> **PROVIDED DATA**
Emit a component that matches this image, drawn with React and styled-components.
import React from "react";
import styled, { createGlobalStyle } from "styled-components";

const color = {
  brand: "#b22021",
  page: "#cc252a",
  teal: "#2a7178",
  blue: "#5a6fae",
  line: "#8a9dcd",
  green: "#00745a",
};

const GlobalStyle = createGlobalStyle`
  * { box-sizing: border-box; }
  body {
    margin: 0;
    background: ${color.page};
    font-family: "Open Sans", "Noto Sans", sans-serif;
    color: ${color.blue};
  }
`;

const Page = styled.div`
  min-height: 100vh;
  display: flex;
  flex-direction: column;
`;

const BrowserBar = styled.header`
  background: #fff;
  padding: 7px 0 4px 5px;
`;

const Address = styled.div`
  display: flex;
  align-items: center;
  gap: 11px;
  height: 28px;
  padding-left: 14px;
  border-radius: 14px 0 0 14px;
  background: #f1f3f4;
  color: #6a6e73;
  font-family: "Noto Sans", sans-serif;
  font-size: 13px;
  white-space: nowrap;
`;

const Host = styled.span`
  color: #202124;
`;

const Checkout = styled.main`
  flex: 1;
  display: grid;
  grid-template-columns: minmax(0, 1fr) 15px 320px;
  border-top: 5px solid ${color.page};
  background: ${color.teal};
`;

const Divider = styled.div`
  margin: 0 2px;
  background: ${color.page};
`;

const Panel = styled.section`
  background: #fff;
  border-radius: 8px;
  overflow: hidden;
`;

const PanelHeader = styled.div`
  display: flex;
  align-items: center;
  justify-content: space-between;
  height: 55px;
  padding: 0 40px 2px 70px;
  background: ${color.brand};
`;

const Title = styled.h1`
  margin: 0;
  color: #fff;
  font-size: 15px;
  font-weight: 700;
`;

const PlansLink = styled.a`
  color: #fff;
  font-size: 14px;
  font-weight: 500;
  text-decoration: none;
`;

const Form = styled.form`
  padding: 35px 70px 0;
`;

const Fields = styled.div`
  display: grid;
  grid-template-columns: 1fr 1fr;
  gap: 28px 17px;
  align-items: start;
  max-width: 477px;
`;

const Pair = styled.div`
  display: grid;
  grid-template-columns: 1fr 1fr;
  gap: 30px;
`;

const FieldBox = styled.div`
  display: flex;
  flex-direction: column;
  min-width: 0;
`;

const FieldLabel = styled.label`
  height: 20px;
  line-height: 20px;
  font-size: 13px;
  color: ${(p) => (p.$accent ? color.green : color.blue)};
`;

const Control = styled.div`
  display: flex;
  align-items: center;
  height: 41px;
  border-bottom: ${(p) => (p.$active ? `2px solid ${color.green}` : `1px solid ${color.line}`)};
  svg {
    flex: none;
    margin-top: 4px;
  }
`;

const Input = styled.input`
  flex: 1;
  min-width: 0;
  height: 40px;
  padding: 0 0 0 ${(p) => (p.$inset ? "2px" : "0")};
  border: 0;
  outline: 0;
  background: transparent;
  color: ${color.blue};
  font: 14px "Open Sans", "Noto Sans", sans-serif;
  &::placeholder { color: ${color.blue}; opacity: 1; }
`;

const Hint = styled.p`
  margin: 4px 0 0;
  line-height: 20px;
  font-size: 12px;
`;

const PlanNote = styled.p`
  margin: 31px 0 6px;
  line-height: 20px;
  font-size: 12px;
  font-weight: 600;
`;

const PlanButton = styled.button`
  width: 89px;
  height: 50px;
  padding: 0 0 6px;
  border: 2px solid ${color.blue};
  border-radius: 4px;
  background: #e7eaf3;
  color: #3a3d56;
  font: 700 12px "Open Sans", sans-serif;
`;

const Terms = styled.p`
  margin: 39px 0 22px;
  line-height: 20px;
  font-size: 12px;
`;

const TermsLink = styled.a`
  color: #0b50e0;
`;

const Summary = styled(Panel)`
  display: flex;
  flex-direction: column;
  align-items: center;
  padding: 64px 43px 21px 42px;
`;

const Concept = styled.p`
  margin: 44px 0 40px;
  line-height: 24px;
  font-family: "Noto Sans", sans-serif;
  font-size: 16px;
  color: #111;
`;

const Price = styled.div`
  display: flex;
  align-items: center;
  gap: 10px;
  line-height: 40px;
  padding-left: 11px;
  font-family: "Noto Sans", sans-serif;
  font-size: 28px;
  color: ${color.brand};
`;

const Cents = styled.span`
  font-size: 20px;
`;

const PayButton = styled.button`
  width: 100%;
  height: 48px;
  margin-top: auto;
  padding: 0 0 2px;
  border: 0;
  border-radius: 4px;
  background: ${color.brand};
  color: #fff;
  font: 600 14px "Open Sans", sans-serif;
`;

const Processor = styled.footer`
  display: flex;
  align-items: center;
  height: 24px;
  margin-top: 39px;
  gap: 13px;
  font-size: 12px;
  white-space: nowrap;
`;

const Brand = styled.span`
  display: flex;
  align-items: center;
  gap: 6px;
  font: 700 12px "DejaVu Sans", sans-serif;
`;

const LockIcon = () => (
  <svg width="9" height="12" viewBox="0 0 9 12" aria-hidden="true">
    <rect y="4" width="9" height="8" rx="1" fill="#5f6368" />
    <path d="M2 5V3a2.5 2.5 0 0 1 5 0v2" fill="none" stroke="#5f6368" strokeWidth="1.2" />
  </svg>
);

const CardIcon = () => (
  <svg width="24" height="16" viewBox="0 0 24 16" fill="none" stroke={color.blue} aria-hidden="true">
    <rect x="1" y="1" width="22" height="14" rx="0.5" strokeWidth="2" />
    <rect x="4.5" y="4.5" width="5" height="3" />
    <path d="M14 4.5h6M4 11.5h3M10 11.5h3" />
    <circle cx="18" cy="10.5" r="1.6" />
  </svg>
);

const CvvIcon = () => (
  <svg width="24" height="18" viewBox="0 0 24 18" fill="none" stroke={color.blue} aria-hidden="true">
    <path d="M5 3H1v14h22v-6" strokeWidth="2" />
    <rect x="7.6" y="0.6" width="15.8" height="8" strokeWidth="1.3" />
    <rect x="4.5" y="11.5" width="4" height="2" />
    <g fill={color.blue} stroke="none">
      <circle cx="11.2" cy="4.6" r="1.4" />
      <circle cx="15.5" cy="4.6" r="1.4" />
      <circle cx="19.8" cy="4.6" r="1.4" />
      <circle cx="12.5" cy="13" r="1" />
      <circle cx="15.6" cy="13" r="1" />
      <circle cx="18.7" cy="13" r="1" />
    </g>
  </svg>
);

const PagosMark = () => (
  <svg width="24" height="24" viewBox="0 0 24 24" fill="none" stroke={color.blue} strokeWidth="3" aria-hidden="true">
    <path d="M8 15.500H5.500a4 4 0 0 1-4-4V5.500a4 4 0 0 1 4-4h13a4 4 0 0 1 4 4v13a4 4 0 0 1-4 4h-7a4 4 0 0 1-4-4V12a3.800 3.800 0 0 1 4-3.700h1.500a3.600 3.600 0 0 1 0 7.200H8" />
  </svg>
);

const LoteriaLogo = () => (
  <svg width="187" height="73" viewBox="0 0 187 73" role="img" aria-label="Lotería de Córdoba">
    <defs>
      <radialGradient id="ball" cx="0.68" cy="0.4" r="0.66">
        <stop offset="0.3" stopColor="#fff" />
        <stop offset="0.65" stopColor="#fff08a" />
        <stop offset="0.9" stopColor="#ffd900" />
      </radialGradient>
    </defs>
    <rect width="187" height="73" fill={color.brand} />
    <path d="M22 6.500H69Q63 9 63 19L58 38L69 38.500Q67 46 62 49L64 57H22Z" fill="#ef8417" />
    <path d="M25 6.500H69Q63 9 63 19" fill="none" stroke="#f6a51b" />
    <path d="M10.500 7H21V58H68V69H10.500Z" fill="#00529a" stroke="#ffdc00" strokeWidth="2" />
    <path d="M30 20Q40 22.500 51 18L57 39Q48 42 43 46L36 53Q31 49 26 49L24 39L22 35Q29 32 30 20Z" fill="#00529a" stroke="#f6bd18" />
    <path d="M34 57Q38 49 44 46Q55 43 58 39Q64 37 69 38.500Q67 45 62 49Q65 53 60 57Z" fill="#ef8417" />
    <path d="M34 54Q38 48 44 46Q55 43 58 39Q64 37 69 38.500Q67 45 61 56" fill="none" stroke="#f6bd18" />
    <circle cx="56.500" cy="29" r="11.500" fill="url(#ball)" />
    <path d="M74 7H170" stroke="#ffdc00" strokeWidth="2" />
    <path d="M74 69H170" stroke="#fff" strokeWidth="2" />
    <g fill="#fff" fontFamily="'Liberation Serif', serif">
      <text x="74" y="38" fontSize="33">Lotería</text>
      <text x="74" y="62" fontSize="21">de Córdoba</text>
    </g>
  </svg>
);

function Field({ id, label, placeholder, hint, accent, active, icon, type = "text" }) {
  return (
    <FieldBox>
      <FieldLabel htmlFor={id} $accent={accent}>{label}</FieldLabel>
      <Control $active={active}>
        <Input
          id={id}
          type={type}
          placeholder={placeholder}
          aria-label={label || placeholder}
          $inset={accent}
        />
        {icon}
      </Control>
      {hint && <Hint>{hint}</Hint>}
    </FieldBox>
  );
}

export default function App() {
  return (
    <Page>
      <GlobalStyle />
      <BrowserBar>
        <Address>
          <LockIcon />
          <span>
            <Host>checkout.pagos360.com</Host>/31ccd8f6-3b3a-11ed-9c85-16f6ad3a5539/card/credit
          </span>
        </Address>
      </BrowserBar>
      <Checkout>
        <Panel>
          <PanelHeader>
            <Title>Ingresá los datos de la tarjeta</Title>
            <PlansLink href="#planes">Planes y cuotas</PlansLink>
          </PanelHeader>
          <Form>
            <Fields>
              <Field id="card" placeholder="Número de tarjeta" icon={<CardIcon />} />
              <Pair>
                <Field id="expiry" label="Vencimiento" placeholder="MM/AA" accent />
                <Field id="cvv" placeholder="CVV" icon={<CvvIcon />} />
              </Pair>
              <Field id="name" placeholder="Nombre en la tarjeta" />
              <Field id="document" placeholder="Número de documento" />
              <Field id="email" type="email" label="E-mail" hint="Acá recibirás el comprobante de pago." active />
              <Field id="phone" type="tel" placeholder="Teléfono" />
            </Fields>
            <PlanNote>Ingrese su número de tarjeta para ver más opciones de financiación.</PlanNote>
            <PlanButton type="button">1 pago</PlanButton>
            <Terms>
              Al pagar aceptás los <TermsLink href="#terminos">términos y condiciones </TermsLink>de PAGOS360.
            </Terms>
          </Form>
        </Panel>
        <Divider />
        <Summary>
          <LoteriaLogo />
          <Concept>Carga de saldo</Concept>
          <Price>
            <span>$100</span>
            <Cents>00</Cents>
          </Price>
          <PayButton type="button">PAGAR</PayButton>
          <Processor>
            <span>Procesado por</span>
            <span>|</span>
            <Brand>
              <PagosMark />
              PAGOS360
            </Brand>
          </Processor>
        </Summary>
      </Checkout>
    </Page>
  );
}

* * *

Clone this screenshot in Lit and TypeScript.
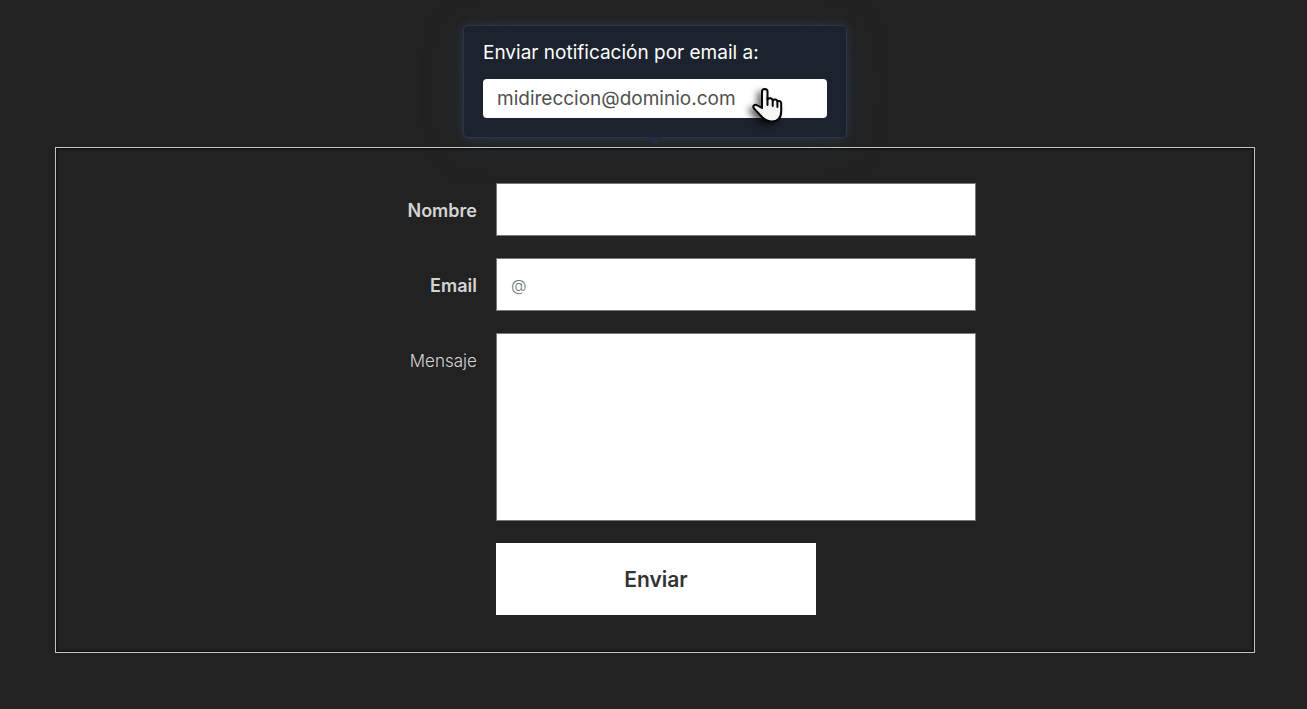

> **WRITTEN INSTRUCTION**
Return each full line of the entries that contains the word "this".

> **WRITTEN REPLY**
Emit a component that matches this image, drawn with React and styled-components.
Clone this screenshot in Lit and TypeScript.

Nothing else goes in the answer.